**GIVEN INFORMATION**

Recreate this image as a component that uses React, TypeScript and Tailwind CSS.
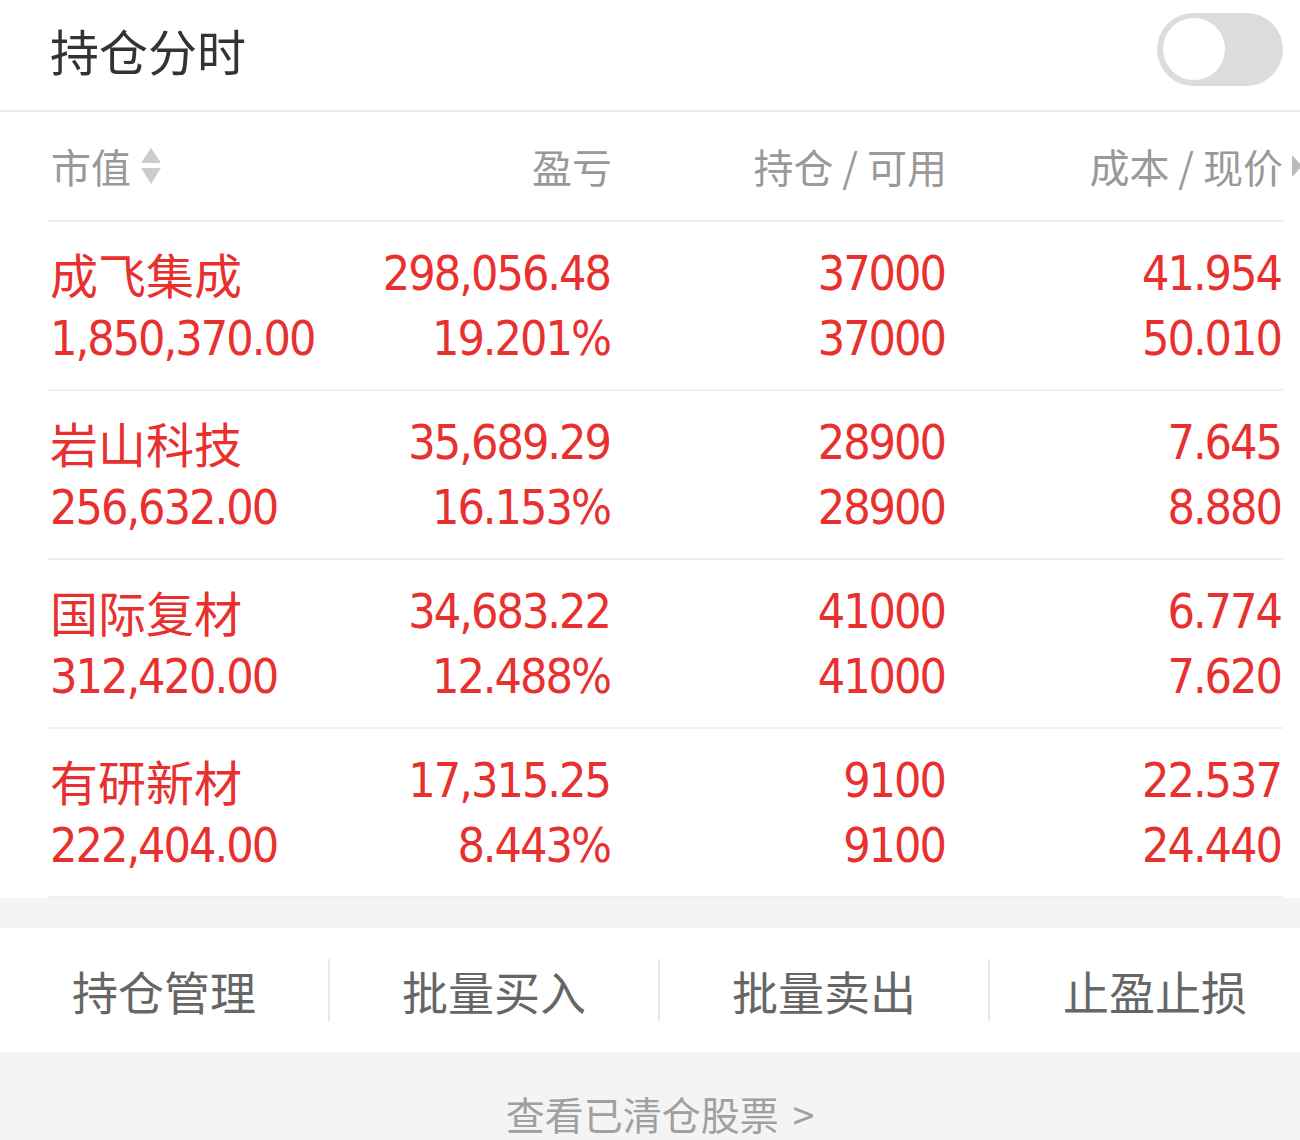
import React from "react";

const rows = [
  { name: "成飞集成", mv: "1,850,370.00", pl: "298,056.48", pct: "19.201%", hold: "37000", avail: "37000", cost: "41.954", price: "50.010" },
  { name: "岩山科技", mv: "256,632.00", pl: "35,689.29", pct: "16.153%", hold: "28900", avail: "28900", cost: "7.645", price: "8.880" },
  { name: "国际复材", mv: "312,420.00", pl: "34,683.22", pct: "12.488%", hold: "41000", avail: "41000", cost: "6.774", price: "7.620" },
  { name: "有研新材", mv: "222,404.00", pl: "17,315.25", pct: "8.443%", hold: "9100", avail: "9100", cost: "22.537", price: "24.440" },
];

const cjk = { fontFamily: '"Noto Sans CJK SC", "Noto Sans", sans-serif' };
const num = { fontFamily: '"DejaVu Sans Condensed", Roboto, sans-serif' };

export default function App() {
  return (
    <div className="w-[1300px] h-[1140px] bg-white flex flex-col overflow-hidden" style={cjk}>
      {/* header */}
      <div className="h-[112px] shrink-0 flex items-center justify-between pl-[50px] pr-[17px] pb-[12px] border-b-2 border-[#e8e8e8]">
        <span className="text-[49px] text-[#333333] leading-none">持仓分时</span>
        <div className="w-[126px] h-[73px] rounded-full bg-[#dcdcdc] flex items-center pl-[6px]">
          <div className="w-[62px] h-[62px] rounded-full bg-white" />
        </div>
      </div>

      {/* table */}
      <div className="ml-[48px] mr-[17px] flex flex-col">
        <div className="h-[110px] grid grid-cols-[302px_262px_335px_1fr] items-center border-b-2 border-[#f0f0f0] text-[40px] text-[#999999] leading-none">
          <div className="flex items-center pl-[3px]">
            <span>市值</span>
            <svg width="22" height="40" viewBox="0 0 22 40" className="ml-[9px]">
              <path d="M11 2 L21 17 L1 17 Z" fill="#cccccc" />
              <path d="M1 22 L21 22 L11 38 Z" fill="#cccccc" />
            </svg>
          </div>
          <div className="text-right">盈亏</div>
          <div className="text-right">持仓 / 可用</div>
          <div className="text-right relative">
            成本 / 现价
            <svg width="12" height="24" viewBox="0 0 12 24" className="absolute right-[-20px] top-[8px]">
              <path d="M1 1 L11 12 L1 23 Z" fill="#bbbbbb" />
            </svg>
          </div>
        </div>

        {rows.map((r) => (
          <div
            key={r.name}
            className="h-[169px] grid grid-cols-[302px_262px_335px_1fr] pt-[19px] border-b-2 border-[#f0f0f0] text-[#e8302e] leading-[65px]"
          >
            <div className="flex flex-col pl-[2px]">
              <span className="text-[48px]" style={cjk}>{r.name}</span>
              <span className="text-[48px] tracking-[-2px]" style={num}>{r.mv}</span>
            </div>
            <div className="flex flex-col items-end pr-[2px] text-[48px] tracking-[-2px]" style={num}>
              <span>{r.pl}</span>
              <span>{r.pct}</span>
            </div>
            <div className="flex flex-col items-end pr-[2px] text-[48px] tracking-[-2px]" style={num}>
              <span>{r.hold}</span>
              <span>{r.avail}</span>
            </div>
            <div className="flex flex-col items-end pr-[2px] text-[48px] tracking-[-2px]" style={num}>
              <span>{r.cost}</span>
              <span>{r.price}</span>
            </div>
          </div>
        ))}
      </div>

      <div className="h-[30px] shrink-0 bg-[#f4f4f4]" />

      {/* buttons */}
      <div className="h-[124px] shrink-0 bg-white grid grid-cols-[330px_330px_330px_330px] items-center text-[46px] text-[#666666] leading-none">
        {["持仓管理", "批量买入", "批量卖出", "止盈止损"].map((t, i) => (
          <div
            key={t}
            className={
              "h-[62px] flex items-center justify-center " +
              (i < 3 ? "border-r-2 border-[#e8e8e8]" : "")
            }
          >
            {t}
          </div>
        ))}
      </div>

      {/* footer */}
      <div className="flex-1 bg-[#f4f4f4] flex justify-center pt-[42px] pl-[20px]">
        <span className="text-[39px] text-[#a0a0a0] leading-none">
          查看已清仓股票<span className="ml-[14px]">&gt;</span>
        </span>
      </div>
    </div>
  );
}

**JOB**
Exactly as written, please give again the lines from the beginning of the listing through the line containing "import React from", inclusive, without any pictures.

**RESPONSE TO THE TASK**
Recreate this image as a component that uses React, TypeScript and Tailwind CSS.
import React from "react";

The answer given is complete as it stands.